- Data block -
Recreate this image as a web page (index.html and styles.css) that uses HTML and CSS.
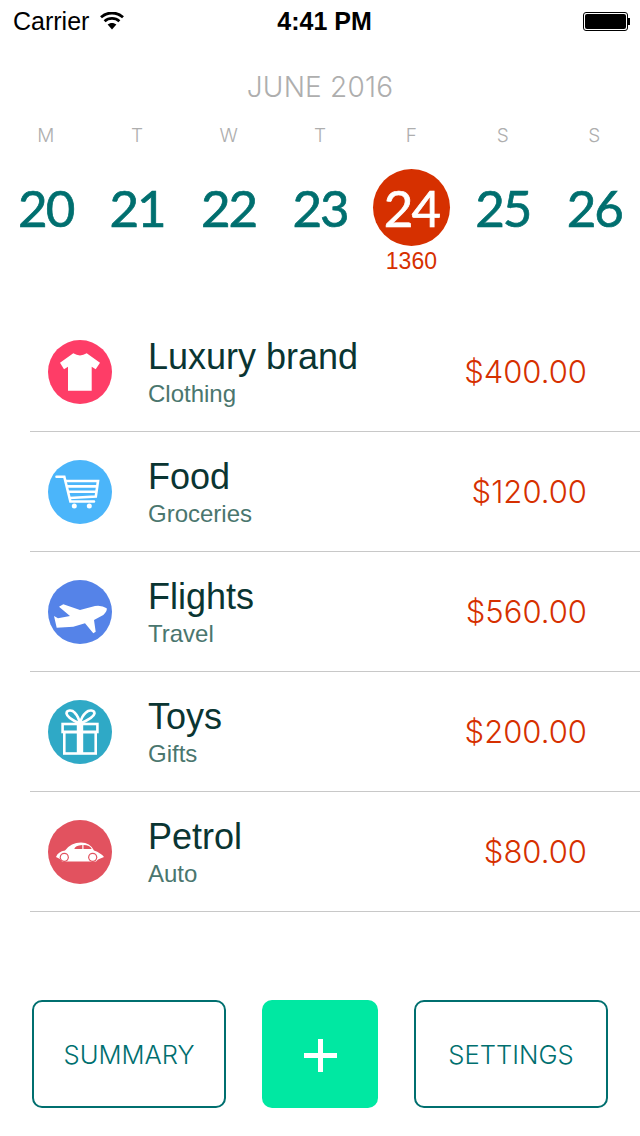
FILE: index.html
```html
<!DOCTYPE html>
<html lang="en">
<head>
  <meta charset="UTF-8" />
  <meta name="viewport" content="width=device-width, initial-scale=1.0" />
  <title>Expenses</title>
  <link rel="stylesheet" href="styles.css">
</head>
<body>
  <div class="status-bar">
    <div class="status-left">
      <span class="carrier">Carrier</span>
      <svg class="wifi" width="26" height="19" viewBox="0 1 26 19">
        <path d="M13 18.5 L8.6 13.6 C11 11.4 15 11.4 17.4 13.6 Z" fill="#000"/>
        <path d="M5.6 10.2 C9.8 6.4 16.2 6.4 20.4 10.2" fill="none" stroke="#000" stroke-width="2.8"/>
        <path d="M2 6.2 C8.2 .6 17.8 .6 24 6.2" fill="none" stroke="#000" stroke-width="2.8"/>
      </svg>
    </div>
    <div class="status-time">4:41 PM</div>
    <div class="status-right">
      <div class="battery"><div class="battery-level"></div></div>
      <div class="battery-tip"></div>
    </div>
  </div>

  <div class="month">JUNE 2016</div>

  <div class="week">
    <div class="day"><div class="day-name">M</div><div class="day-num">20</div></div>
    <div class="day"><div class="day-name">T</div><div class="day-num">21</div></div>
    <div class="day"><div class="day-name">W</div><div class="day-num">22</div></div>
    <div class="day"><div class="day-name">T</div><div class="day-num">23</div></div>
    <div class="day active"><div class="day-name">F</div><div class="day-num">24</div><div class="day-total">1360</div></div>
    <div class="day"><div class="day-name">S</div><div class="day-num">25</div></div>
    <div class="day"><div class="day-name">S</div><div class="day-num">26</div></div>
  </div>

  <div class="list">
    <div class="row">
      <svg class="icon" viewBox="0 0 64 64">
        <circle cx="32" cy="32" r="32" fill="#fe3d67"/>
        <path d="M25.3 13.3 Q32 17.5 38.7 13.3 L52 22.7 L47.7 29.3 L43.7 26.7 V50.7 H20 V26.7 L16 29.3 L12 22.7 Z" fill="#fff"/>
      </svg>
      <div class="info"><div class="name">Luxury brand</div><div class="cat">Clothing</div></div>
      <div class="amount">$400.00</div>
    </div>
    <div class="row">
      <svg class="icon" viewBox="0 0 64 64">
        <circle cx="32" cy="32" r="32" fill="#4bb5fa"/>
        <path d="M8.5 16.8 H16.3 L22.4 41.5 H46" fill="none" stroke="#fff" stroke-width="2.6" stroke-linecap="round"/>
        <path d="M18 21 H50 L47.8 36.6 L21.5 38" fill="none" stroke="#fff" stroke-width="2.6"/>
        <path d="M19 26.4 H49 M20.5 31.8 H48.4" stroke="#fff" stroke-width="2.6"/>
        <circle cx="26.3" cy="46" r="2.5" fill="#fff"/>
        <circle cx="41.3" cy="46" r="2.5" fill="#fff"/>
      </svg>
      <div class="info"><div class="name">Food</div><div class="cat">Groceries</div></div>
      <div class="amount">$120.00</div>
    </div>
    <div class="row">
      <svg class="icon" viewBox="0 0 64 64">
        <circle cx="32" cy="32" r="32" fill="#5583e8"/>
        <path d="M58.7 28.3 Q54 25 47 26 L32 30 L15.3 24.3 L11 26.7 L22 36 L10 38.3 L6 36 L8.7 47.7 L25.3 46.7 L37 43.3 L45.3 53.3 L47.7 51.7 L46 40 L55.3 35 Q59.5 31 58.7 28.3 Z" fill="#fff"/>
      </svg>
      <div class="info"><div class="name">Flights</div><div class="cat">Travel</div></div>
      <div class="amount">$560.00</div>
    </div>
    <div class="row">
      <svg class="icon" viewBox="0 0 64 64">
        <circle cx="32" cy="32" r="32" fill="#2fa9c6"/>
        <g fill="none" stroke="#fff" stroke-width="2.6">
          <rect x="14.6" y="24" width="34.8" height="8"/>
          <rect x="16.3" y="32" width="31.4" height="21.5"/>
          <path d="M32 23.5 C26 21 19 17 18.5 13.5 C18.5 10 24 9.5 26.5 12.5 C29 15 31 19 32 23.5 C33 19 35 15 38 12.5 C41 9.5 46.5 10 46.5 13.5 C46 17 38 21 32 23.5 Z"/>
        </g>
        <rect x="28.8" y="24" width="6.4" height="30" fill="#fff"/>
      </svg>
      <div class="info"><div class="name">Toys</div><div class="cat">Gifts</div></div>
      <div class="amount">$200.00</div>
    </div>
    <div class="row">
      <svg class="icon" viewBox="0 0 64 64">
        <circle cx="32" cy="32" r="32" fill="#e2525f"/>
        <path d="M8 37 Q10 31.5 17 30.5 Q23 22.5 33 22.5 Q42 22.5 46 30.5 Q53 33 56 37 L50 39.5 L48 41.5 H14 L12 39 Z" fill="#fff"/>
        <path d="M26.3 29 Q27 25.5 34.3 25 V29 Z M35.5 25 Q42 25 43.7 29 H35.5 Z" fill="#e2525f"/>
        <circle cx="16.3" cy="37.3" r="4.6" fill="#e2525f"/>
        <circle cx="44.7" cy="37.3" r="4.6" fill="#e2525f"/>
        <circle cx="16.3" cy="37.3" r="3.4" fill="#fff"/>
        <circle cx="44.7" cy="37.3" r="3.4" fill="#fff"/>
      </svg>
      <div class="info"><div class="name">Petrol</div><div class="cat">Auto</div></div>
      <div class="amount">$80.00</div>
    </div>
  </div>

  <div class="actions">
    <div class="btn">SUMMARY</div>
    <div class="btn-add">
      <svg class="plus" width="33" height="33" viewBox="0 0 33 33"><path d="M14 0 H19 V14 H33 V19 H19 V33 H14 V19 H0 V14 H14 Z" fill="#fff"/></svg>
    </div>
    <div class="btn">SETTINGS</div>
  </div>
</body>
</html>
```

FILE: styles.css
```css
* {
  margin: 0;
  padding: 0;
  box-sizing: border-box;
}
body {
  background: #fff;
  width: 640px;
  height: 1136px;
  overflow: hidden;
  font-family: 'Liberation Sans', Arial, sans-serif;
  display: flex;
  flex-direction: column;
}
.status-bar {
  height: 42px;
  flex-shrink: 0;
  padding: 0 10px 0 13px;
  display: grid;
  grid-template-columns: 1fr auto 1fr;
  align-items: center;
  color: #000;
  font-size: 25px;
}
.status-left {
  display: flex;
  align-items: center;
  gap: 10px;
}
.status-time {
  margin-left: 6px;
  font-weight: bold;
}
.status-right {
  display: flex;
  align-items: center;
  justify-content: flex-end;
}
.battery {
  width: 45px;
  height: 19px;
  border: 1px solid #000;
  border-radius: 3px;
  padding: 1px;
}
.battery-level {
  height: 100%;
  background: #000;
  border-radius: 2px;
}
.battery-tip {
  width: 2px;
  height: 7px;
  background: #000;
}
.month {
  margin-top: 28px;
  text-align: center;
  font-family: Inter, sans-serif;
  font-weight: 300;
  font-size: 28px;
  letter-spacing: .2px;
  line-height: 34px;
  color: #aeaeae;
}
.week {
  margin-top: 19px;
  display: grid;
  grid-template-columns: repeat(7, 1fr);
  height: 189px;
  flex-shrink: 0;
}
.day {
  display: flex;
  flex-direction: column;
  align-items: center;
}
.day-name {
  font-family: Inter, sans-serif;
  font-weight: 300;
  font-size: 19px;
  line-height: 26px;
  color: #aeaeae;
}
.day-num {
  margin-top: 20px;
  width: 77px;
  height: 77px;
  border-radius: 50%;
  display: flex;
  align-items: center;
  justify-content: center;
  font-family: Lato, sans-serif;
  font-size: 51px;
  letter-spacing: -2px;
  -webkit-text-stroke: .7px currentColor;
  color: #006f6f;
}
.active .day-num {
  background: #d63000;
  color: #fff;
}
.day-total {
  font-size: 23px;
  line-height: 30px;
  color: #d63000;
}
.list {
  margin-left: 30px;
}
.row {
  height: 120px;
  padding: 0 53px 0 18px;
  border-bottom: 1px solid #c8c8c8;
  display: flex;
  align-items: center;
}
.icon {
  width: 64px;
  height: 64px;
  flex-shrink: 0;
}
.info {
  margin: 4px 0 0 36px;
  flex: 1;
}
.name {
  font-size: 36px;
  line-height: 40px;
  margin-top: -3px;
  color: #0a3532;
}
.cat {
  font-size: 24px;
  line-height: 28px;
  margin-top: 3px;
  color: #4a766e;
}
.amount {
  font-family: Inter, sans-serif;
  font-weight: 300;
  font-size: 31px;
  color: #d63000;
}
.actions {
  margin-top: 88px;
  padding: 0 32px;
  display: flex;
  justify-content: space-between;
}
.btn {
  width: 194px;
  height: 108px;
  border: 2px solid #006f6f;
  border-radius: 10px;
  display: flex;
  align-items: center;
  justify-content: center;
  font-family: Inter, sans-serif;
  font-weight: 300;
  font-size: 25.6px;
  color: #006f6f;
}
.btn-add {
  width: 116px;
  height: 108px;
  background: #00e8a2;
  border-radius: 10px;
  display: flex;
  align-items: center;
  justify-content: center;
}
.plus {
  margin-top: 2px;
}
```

- Task instructions -
Report all lines of the material that contain the word "index".

- Solution to the problem -
Recreate this image as a web page (index.html and styles.css) that uses HTML and CSS.
FILE: index.html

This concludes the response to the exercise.